Her home is in a much different setting than this upstate New York lake cottage. It’s in the country hills of eastern Indiana, in a house my Grandpa built, with a window over the kitchen sink where my Grandma lays her tomatoes to ripen. She is 91, and the things she can enjoy have slipped away with age, as I suppose they do. She used to love reading Christian romance novels, but now she can’t see well enough. When my Grandpa was alive, I would visit and we would watch Judge Judy together, but now she can’t hear well enough.
Grandma is a social butterfly, and a connoisseur of fresh vegetables and southern cooking. These are two things she can still fill her days with. I and the rest of my family like to bring her pies and treats. She loves visitors, and will host them on the porch when the weather is nice. She goes to her tiny baptist church twice every Sunday and once every Wednesday. She is stubborn about the few things she wants, and could not be stopped from her regular appearances with the congregation, even when COVID-19 showed up.

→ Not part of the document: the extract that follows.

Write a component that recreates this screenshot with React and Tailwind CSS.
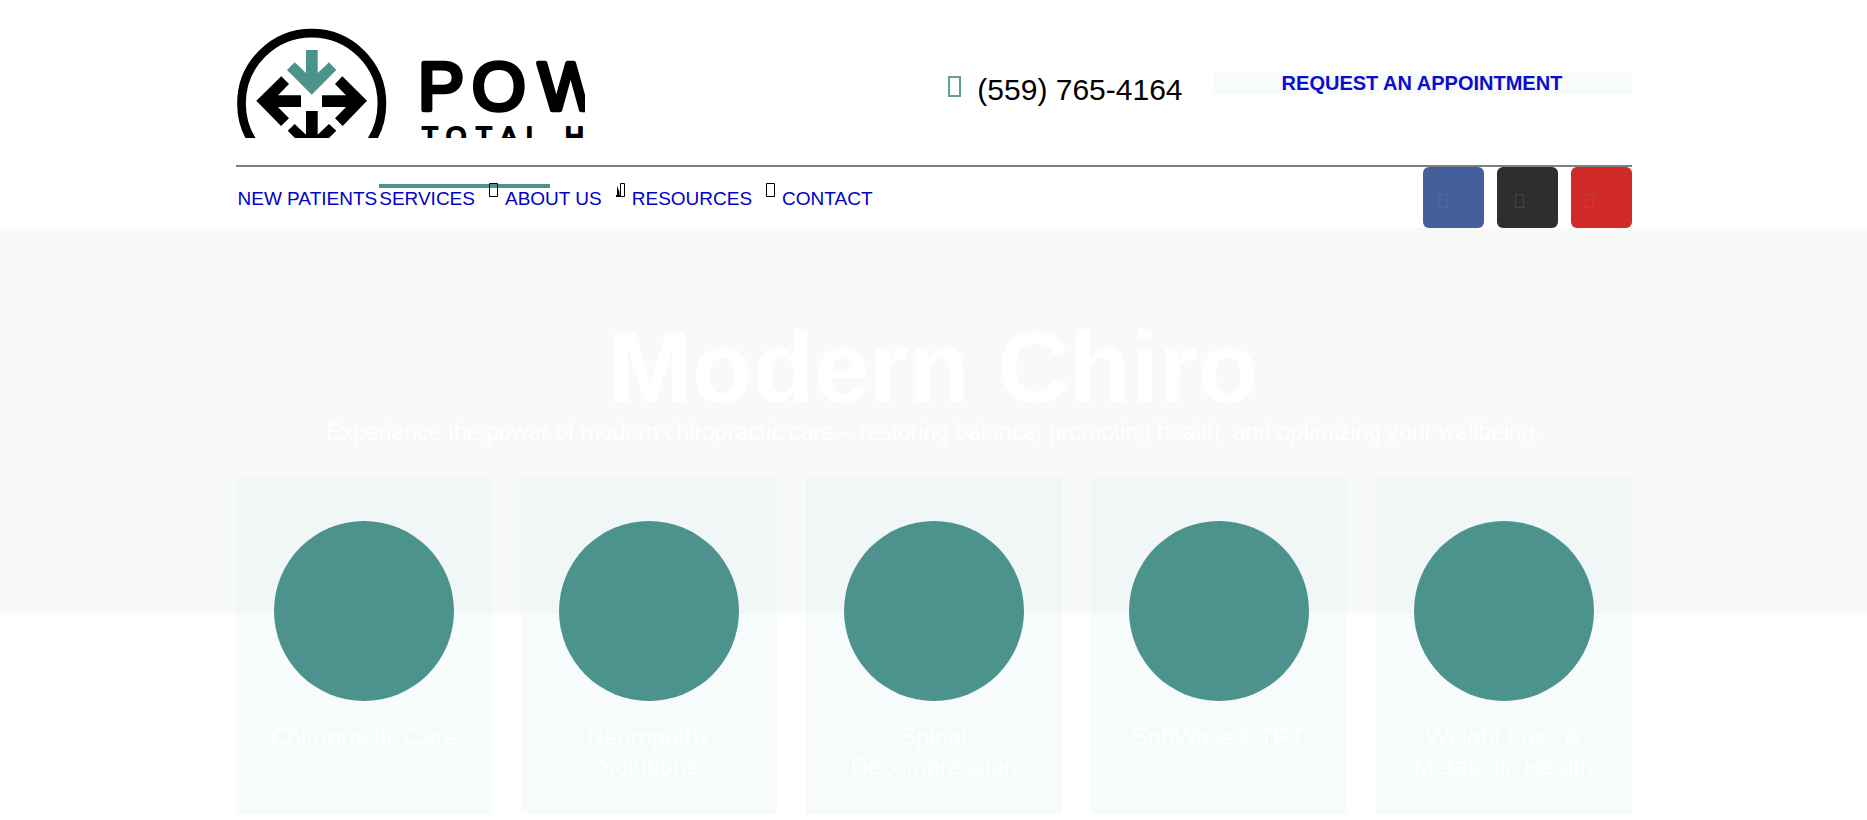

We all guessed she would get it eventually, so when she tested positive no one was surprised. What did surprise me was how well her body handled it. Hardly a fever, barely a cough. My mom claims to have never been worried, knowing that Grandma’s stubbornness was strong enough to carry her through a pandemic.

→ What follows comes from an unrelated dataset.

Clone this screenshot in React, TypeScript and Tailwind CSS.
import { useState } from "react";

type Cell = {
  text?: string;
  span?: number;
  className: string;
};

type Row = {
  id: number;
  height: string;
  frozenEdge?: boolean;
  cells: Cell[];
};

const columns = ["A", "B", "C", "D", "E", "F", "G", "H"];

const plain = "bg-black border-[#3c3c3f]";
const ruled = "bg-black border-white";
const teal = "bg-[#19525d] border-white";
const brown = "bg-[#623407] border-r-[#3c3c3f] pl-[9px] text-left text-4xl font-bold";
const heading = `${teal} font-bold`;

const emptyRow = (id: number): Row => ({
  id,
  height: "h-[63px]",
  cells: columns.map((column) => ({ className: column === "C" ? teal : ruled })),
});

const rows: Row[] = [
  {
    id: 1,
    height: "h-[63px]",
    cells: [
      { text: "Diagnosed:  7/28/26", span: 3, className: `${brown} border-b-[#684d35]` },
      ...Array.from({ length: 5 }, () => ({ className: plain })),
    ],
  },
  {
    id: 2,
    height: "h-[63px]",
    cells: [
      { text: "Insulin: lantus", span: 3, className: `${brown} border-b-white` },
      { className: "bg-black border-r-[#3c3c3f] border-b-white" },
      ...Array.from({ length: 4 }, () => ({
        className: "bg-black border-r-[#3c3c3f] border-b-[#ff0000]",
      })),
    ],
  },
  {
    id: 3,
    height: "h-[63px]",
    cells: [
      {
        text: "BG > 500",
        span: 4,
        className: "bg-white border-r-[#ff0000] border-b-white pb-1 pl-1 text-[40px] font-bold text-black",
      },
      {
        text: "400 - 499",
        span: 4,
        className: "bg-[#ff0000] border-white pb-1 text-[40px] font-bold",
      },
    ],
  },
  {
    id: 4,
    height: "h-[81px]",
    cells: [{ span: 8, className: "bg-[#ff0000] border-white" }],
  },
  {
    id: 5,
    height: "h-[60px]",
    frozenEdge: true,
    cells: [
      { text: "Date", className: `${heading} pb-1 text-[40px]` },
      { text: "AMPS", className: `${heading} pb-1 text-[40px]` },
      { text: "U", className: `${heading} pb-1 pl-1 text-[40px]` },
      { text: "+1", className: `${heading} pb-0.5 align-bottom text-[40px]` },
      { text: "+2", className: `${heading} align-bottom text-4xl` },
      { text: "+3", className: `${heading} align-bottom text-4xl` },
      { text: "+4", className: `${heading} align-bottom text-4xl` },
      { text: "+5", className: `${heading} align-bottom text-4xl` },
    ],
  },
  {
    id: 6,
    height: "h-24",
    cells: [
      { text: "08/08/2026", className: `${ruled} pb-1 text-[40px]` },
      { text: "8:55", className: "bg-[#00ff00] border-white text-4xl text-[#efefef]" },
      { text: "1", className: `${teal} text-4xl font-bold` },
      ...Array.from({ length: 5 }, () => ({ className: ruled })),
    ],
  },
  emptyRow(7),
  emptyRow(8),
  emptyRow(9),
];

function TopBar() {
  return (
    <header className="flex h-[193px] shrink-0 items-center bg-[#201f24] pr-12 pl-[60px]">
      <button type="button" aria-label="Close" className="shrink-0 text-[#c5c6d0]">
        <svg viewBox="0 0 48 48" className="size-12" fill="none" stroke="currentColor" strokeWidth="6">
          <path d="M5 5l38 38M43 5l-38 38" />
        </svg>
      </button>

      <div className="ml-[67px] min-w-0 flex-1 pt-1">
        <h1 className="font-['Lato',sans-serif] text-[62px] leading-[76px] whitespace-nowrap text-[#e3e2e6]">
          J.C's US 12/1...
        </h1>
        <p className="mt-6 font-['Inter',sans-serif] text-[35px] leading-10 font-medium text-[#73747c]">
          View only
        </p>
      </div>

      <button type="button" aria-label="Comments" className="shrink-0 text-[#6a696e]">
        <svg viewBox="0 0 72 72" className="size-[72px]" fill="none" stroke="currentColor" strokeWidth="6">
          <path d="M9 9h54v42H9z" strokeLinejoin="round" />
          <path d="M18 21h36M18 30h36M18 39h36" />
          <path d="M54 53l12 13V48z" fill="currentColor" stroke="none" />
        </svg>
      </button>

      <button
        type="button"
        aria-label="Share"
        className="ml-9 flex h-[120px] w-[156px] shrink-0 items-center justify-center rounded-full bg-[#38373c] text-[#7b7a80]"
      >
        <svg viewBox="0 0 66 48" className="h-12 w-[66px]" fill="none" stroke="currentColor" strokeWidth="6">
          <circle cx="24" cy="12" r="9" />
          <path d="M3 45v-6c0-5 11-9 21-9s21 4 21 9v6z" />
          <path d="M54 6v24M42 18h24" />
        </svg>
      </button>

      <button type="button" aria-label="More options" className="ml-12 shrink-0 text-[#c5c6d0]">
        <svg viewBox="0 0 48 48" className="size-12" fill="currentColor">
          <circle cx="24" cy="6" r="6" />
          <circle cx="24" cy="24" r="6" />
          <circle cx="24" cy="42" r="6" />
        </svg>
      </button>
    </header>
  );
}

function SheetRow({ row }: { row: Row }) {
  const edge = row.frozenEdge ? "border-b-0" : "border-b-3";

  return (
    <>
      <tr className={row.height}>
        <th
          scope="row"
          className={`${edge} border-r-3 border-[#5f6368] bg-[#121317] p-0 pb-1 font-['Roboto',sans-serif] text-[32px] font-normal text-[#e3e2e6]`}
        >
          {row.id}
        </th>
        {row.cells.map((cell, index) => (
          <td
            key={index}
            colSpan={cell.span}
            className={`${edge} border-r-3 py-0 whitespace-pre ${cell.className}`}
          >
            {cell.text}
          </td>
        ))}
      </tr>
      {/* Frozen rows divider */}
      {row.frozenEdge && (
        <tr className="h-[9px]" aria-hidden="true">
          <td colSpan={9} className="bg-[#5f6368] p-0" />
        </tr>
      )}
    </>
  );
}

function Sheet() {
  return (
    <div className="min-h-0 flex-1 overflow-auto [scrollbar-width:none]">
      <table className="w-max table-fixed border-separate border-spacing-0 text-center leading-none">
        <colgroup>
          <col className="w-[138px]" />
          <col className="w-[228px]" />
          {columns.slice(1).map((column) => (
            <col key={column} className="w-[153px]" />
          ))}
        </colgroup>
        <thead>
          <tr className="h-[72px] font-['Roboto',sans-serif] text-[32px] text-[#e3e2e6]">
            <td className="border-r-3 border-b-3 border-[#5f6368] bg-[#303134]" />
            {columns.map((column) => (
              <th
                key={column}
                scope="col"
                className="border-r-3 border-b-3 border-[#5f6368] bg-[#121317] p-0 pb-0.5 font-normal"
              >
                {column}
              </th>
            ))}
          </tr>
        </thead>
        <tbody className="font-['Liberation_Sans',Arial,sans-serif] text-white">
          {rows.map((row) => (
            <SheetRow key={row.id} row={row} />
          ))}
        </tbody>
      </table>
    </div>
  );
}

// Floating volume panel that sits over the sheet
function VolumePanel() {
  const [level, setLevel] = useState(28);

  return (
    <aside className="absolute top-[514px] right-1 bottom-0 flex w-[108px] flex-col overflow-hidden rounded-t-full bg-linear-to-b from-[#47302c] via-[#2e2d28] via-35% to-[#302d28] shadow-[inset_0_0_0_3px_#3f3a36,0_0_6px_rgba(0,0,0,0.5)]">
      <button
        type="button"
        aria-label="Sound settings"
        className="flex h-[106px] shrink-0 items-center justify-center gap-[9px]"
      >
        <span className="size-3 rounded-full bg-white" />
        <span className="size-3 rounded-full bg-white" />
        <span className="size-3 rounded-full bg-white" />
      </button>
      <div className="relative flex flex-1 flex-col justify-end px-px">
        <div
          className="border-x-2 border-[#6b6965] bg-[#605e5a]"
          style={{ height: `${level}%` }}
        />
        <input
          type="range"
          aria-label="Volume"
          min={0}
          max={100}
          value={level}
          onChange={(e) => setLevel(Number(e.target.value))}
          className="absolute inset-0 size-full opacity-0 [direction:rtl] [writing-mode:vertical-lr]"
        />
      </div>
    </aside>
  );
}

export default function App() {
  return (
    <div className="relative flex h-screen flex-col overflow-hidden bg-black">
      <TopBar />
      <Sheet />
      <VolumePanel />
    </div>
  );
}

Even though she’s still here on this planet, putting up a fight against the virus and its complications, I’m not at ease. But that’s not entirely her fault. My ill-ease and anxiety has been under construction and development for several years now, built on a foundation of life-threatening illness, scary surgeries, loss of a family structure and home, as well as all the towering political and social issues outside of my personal circle.
A trip away from home is helpful at releasing some of that. During days at the cottage, I am placated by the calm of the lake. The “shh, shh” lapping at the rocky shore puts me in a sleepy, reflective daze. We swim and sail and float and read and nap. I work a little on my lap top, and rest a little in the grass. My biggest challenge is finding the right spot to place my lounge chair. The collection of seats travels around the lawn each day as people move them from shade to sun, from groupings to individual views of the lake.
At dusk, all of that changes. The weather has been clear here, and each day ends with the most beautiful and tender sunset, so perfect is looks computer generated (and I hate myself for thinking that). Dusk has a tendency to make me sad on any occasion, but this week it’s been personal. I can’t stop myself from looking at its colors and thinking of my Grandma, wondering if this finale in the sky represents the final moments of something else.
The iPhone camera does not do it justice.
Recently I heard someone share this advice on a podcast: “Don’t mourn things before they happen.” That hit hard for me, because it feels like all I do lately. Anxiety wants you to be prepared for the worst case scenario, so it gets you to feel the emotional response way before it’s called for. When you’re bracing for that, you might end up missing the sweetness of a simple sunset on Lake Ontario.
But there’s a bittersweet gratitude in that sunset, too. Life was uncertain well before this pandemic. Every fleeting moment, there’s a chance to take stock of what we have now, and to celebrate that.
As far as I know, Grandma just started medication for pneumonia-like symptoms, but is still at home with my uncle, her caretaker. I know they haven’t had a chance to go to the farmers market she likes, and I’m hoping that my tomato plants will bear juicy fruits in time for me to bring her some to ripen on her window sill.
Haiku 3.29.20
I have perspectives.
They scatter like butterflies
I, an untrained net.
Thank you, friends. Until next time,
Katya
You moved me to tears. Please read this to Grandma sometime. I love you.